The developer ultimately chosen to construct the HOT lanes will also be responsible for its management and operations for 50 years, after which time the lanes will be turned over to the DOT. During the contract time, the developer is responsible for construction and emergency response, which must be rendered within 30 minutes. This will include such things as clearing debris, removing disabled vehicles and hazardous material spills. This will occur together with normal emergency response by police, fire or ambulance. The developer will also be responsible for maintenance and repaving during the contract time.

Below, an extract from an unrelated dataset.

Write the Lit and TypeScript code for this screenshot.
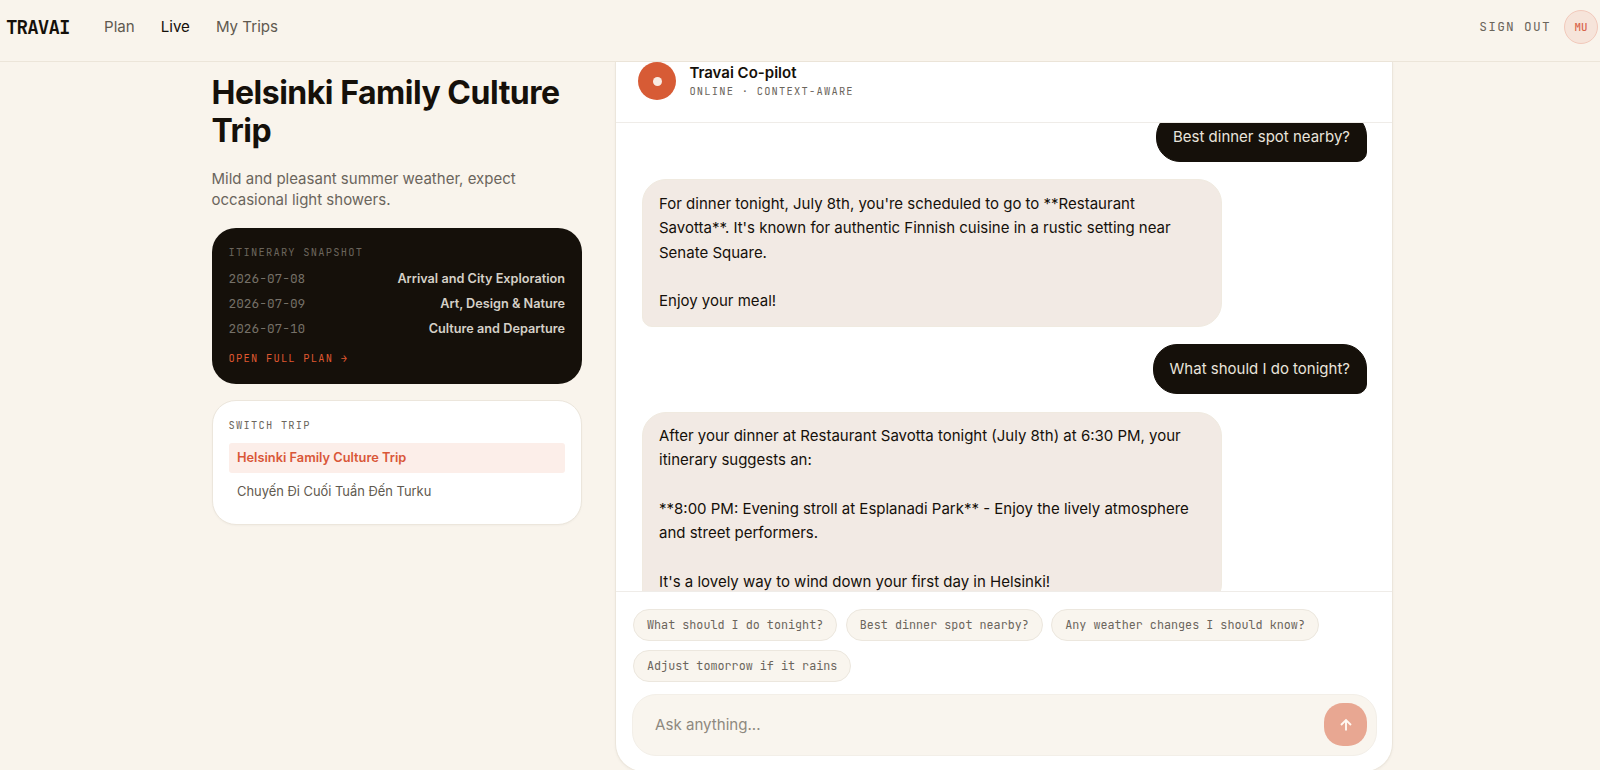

According to engineers present from Parsons Brinckerhoff, there will be two HOT lanes in each direction in most places, with a 4-foot separation between non-restricted travel lanes. A 10-foot shoulder for emergency pull-off will be located along the edge of the left-most HOT lane, and a Jersey wall (modular concrete barrier employed to separate lanes of traffic) will separate the opposing traffic lanes. A key feature of the HOT lanes will be their direct connection to I-277 from I-77 without exiting the HOT lanes.

Asked about the ability of the public to attend afternoon meetings, Sullivan replied, “More public meetings will be held, some of those in the evening, in order to get the public’s feedback.” At this stage of the process, an environmental impact assessment is being prepared and four developers have been short-listed. “Upcoming public meetings will include one specifically addressing environmental impacts and air quality compliance,” said Victor Barbour, an administrator with NCDOT.

The selection of the preferred bidder is expected in August, and by October the final environmental approval for all sections of the project should be complete. The project could begin construction in spring 2014.